Peru: Land of the Inca

As my plane took off from Lima Jorge Chavez International Airport, the night was clear, house lights were lit up and I could see mini fireworks throughout the entire city of Lima being sprung to the sky. It was midnight, on December 24th. It was something that I had never come across; coming from Hong Kong where fireworks are restricted to governmental purposes, I was taken aback by the multitude of fireworks that were being propelled from the locals’ houses. It wasn’t an organized event, youngsters were celebrating Christmas from their homes which just influenced others from neighboring houses to do the same. I guess the word I’m looking for is: unpredictable; which I think pretty much sums up my trip to Peru.

When my mother was in her late 20s, she went to Lima for business but left a couple of days after; leaving her no chance to soak up the city, the culture, the food. Until a couple of  months ago, she kept talking about how she wanted to go back to experience Peru and climb  the worldly famous Machu Picchu; it had been a dream of hers for many years. And, I thought to myself, why not for Christmas? What better way to celebrate the holiday with a beautiful gift! I rang the idea past my mother who was immediately ‘sold’ and once we went through the list of tour guides and cities we wanted to visit, it was all booked. Simple, right? Not really.

I’m usually the kind of person who reads up on the history, culture and food of the country I’m visiting but with recent work, I really didn’t get to spend the quality time I needed to introduce myself to Peru, or Peru to myself. So, to be honest, I didn’t really know what I was expecting. What were the people like? How did history affect them? Did it change at all from what it was 30 years ago? Is it dangerous? Will I like it? Will my mother like it? All the questions ran through my mind as I boarded my flight from Miami to Lima about a week ago.

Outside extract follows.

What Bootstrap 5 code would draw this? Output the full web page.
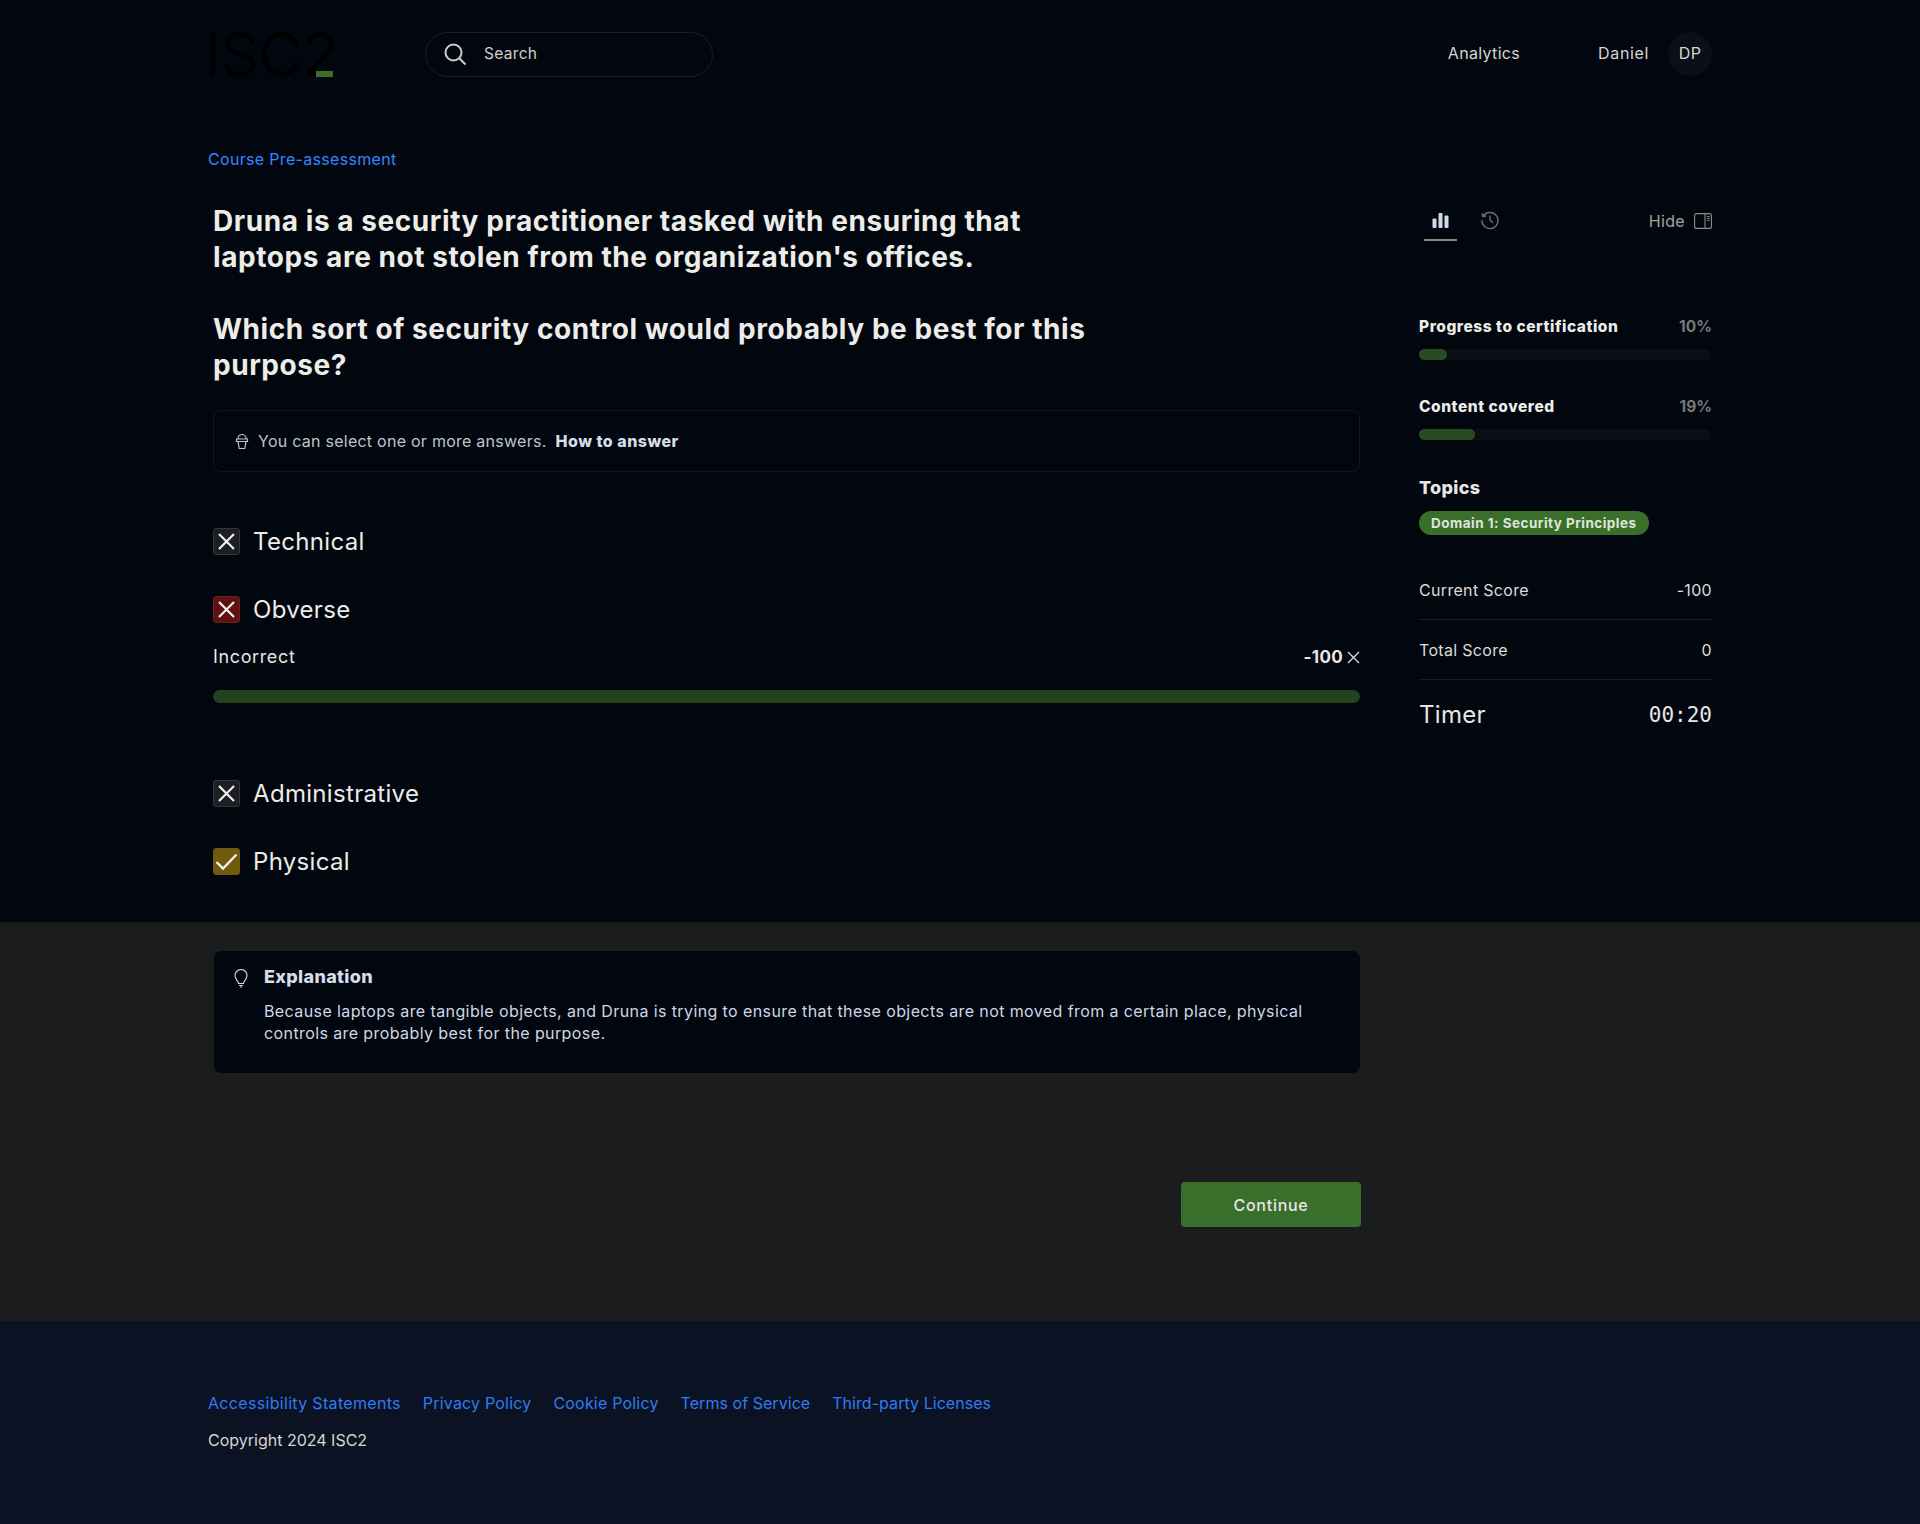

From what I had scrambled through my sources was a vibrant country, continuously growing while keeping its roots in its pre-Columbian as well as colonial times, as both shaped the country to what it is now. The food, apparently, amazing. One of the best in South America. This, at first, made me a bit doubtful, I had traveled extensively throughout the region and I must say that I have tried pretty much everything that was of excellent quality and taste so this was a pretty confident argument. Nevertheless, I went with a clear mind and hungry spirit.

First stop: LIMA

Lima is pretty much your average city. With 8 million people, it bustles day by day, holds traffic jams during the rush hour, has pollution and just has tons and tons of people; whether on the street, in their cars, what have you. Founded in 1535 by famed Spanish conquistador Francisco Pizarro, the modern city borders with slums and colonial architecture. For 300 years, it was the seat of Spanish rule, evident from the architecture of its churches and historical monuments.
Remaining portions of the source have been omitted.